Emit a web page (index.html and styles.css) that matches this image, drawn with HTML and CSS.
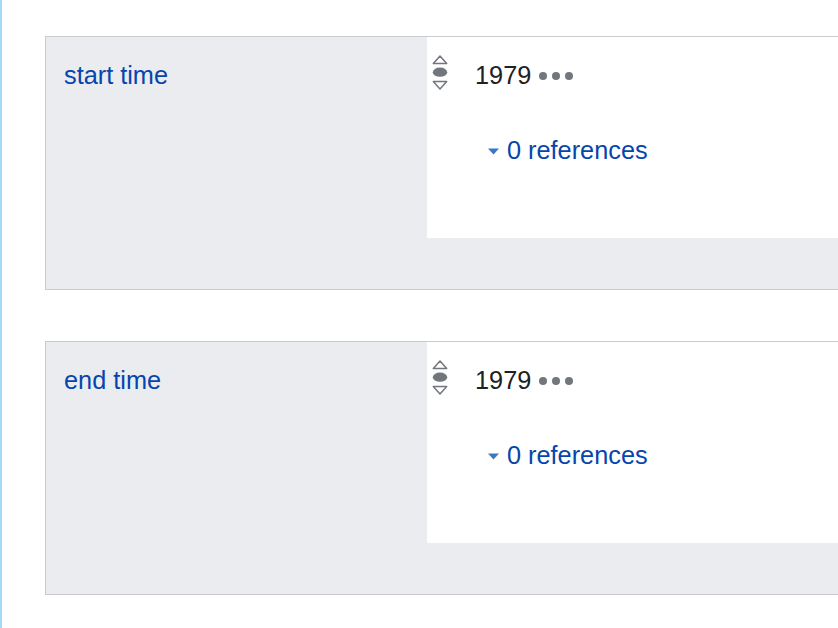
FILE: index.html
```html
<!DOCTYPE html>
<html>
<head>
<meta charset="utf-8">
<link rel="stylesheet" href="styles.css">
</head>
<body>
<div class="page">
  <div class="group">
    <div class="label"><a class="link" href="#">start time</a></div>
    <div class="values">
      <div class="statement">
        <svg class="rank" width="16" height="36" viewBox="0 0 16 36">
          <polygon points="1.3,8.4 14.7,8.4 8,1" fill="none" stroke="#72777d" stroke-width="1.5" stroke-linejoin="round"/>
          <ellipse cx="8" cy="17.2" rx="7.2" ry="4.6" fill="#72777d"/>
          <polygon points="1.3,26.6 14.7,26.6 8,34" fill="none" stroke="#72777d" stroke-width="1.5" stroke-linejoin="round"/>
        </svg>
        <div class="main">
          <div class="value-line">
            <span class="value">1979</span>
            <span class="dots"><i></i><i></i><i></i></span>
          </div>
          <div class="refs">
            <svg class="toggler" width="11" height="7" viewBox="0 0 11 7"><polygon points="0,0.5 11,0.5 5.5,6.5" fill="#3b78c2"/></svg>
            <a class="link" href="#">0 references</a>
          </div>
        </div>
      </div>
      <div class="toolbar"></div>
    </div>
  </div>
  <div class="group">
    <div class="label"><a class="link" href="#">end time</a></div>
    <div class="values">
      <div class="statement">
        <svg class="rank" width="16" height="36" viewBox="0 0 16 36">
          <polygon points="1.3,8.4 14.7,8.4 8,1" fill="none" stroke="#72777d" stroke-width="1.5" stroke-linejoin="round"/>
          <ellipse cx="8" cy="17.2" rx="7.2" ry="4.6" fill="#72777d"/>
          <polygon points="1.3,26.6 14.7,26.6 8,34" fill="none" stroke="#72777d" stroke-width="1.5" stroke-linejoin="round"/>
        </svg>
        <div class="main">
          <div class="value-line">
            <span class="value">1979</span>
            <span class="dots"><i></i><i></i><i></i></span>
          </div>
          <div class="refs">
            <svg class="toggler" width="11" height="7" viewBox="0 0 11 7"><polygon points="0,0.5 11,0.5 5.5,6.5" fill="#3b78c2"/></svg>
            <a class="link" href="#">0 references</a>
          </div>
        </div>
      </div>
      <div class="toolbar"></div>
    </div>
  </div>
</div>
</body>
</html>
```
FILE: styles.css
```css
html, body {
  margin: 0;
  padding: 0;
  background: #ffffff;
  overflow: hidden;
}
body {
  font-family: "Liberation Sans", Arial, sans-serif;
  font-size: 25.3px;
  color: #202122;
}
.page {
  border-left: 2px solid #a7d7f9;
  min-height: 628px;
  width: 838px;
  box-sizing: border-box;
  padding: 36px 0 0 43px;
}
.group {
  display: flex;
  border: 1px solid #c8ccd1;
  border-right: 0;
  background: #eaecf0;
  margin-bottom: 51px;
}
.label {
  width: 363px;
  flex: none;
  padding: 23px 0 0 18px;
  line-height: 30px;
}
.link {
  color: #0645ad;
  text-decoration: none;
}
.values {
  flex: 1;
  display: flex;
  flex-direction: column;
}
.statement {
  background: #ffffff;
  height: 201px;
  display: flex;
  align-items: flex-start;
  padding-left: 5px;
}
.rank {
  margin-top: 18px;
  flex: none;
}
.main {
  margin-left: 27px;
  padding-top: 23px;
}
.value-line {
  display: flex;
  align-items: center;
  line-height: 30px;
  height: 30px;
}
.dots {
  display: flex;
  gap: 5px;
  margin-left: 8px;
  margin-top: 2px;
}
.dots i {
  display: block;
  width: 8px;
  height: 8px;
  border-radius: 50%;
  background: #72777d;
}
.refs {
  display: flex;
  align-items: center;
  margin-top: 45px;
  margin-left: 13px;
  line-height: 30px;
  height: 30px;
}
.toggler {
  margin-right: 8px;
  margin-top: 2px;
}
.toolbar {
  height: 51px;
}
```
==
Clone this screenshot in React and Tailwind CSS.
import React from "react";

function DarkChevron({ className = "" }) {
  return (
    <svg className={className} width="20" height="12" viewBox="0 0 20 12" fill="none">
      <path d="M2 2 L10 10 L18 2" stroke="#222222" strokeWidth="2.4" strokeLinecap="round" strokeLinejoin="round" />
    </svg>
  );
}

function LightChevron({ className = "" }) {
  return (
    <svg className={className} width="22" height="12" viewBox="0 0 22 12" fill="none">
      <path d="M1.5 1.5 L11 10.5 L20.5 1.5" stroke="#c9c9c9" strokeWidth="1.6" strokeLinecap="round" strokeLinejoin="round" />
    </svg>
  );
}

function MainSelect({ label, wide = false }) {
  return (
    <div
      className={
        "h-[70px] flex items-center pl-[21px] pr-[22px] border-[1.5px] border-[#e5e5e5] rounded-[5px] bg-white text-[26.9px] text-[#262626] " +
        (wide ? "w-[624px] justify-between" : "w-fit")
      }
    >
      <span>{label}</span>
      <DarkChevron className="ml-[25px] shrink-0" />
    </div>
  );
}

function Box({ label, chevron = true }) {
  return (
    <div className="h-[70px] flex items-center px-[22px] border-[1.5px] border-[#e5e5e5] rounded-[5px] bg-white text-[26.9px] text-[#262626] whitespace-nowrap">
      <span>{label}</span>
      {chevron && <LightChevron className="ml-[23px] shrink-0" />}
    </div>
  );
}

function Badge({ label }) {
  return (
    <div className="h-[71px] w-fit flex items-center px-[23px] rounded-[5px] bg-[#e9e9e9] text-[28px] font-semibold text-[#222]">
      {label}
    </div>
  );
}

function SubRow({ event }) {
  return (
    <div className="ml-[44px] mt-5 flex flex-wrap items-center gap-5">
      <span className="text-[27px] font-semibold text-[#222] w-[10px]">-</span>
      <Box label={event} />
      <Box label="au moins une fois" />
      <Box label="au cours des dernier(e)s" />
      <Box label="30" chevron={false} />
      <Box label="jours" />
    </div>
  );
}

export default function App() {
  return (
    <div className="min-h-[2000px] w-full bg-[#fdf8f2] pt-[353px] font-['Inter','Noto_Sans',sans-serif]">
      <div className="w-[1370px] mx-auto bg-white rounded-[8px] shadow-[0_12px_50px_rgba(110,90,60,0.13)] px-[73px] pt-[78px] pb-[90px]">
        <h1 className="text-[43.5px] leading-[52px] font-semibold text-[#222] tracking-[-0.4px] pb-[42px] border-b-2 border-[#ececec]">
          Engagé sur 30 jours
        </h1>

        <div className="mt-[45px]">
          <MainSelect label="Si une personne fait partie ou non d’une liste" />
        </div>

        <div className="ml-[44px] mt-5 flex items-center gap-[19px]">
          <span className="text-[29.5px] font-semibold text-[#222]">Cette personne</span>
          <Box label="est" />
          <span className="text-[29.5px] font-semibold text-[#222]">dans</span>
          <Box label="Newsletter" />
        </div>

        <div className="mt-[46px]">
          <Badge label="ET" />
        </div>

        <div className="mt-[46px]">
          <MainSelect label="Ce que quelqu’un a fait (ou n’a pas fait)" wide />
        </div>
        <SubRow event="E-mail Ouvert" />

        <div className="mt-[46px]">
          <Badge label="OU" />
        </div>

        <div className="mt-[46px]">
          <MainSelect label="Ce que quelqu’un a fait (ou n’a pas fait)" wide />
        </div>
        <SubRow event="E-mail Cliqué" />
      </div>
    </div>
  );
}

■ **Task brief**
Looking at the data above, return every line from the one with "Clone this screenshot" down to the one with "import React from", exactly and inclusively.

■ **Response**
Clone this screenshot in React and Tailwind CSS.
import React from "react";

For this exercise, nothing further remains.